38. On 2 July 2005, Sting performed at the Live 8 concert at Hyde Park, London, the follow-up to 1985's Live Aid.

39. In 2007, Sting joined Andy Summers and Stewart Copeland for the closing set at the Live Earth concert at Giants Stadium in East Rutherford, New Jersey. Joined by John Mayer and Kanye West, Sting and The Police ended the show singing "Message in a Bottle"

40. Sting is a patron of the Elton John AIDS Foundation.

41. In 2010 he became a Patron of the poverty alleviation and beekeeping charity Bees for Development.

42. In 2011, Sting joined more than 30 others in an open letter to British prime minister David Cameron for "immediate decriminalisation of drug possession" if a policy review showed it had failed. Sting was quoted: "Giving young people criminal records for minor drug possession serves little purpose - it is time to think of more imaginative ways of addressing drug use in our society."

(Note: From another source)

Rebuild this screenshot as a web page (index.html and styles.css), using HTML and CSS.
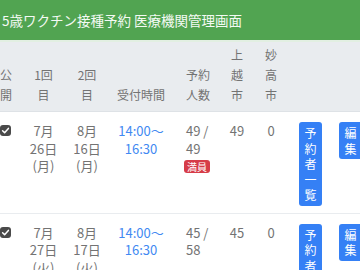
FILE: index.html
```html
<!DOCTYPE html>
<html lang="ja">

<head>
  <meta charset="UTF-8">
  <meta name="viewport" content="width=device-width, initial-scale=1.0">
  <title>5歳ワクチン接種予約 医療機関管理画面</title>
  <link rel="stylesheet" href="styles.css">
</head>

<body>
  <header class="topbar">5歳ワクチン接種予約 医療機関管理画面</header>

  <table class="slots">
    <colgroup>
      <col class="c-pub">
      <col class="c-day">
      <col class="c-day2">
      <col class="c-time">
      <col class="c-count">
      <col class="c-city">
      <col class="c-city2">
      <col class="c-list">
      <col class="c-edit">
    </colgroup>
    <thead>
      <tr>
        <th class="left">公<br>開</th>
        <th>1回<br>目</th>
        <th>2回<br>目</th>
        <th>受付時間</th>
        <th class="count">予約<br>人数</th>
        <th>上<br>越<br>市</th>
        <th>妙<br>高<br>市</th>
        <th></th>
        <th></th>
      </tr>
    </thead>
    <tbody>
      <tr>
        <td class="left"><span class="check"><svg viewBox="0 0 11 11" width="11" height="11"><path d="M2.6 5.7 L4.6 7.7 L8.4 3.4" fill="none" stroke="#fff" stroke-width="1.5" stroke-linecap="round" stroke-linejoin="round"/></svg></span></td>
        <td>7月<br>26日<br>(月)</td>
        <td>8月<br>16日<br>(月)</td>
        <td class="time">14:00〜<br>16:30</td>
        <td class="count">49 /<br>49<br><span class="badge">満員</span></td>
        <td>49</td>
        <td>0</td>
        <td class="btn-cell"><a class="btn">予約者一覧</a></td>
        <td class="btn-cell edit"><a class="btn">編集</a></td>
      </tr>
      <tr>
        <td class="left"><span class="check"><svg viewBox="0 0 11 11" width="11" height="11"><path d="M2.6 5.7 L4.6 7.7 L8.4 3.4" fill="none" stroke="#fff" stroke-width="1.5" stroke-linecap="round" stroke-linejoin="round"/></svg></span></td>
        <td>7月<br>27日<br>(火)</td>
        <td>8月<br>17日<br>(火)</td>
        <td class="time">14:00〜<br>16:30</td>
        <td class="count">45 /<br>58</td>
        <td>45</td>
        <td>0</td>
        <td class="btn-cell"><a class="btn">予約者一覧</a></td>
        <td class="btn-cell edit"><a class="btn">編集</a></td>
      </tr>
    </tbody>
  </table>
</body>
</html>
```

FILE: styles.css
```css
html, body {
  margin: 0;
  padding: 0;
  overflow: hidden;
  background-color: #fff;
  font-family: "Noto Sans CJK JP", "Noto Sans", sans-serif;
}

.topbar {
  height: 40px;
  line-height: 41px;
  padding-left: 2px;
  background-color: #51a451;
  color: #f4faf4;
  font-size: 13.5px;
  white-space: nowrap;
  border-bottom: 2px solid #e2efe2;
}

.slots {
  table-layout: fixed;
  width: 380px;
  border-collapse: collapse;
  color: #737373;
}

.c-pub { width: 22px; }
.c-day { width: 43px; }
.c-day2 { width: 44px; }
.c-time { width: 64px; }
.c-count { width: 49px; }
.c-city { width: 30px; }
.c-city2 { width: 38px; }
.c-list { width: 42px; }
.c-edit { width: 48px; }

.slots th {
  background-color: #e9ecef;
  font-size: 12px;
  font-weight: normal;
  line-height: 20px;
  padding: 3px 0 6px;
  vertical-align: bottom;
  border-bottom: 1px solid #dee2e6;
}

.slots td {
  font-size: 13px;
  line-height: 17.5px;
  padding: 10px 0 7px;
  text-align: center;
  vertical-align: top;
  border-bottom: 1px solid #e9ecef;
}

.slots .left {
  text-align: left;
}

.slots .count {
  text-align: left;
  padding-left: 13px;
}

.slots .time {
  color: #4189f2;
}

.check {
  display: block;
  width: 11px;
  height: 11px;
  margin-top: 3px;
  border-radius: 3px;
  background-color: #4a4a4a;
}

.check svg {
  display: block;
}

.badge {
  display: inline-block;
  margin-top: 3px;
  margin-left: -2px;
  padding: 0 3px;
  background-color: #d63c48;
  color: #fff;
  font-size: 10px;
  line-height: 13px;
  border-radius: 3px;
}

.slots .btn-cell {
  text-align: left;
  padding-left: 9px;
}

.slots .btn-cell.edit {
  padding-left: 7px;
}

.btn {
  display: block;
  width: 23px;
  box-sizing: border-box;
  padding: 3px 5px;
  background-color: #3580f5;
  color: #fff;
  font-size: 12px;
  line-height: 15.5px;
  text-align: center;
  border-radius: 3px;
  word-break: break-all;
}
```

43. On 2 November 2012, Sting appeared on Hurricane Sandy: Coming Together and sang a version of "Message in a Bottle" to raise funds for those affected by a storm on the east coast of the United States that week. The show reportedly raised $23 million.

44. Sting married actress Frances Tomelty from Northern Ireland, on 1 May 1976. Before they divorced in 1984, they had two children: Joseph and Fuchsia Katherine.

45. In 1982, after the birth of his second child, he separated from Tomelty and began living with actress and film producer Trudie Styler. The couple married on 22 August 1992 in an 11th-century chapel in Wiltshire, south-west England.

46. Sting and Styler have four children: Brigitte Michael, Jake, Eliot Pauline, and Giacomo Luke.

47. Giacomo Luke is the inspiration behind the name of Kentucky Derby-winning horse Giacomo.

48. Sting said his children will not inherit his £180m fortune, fearing his riches are "albatrosses round their necks", that "there won't be much money left because we are spending it."

49. Sting ran five miles a day and performed aerobics.

50. He participated in running races at Parliament Hill and charity runs.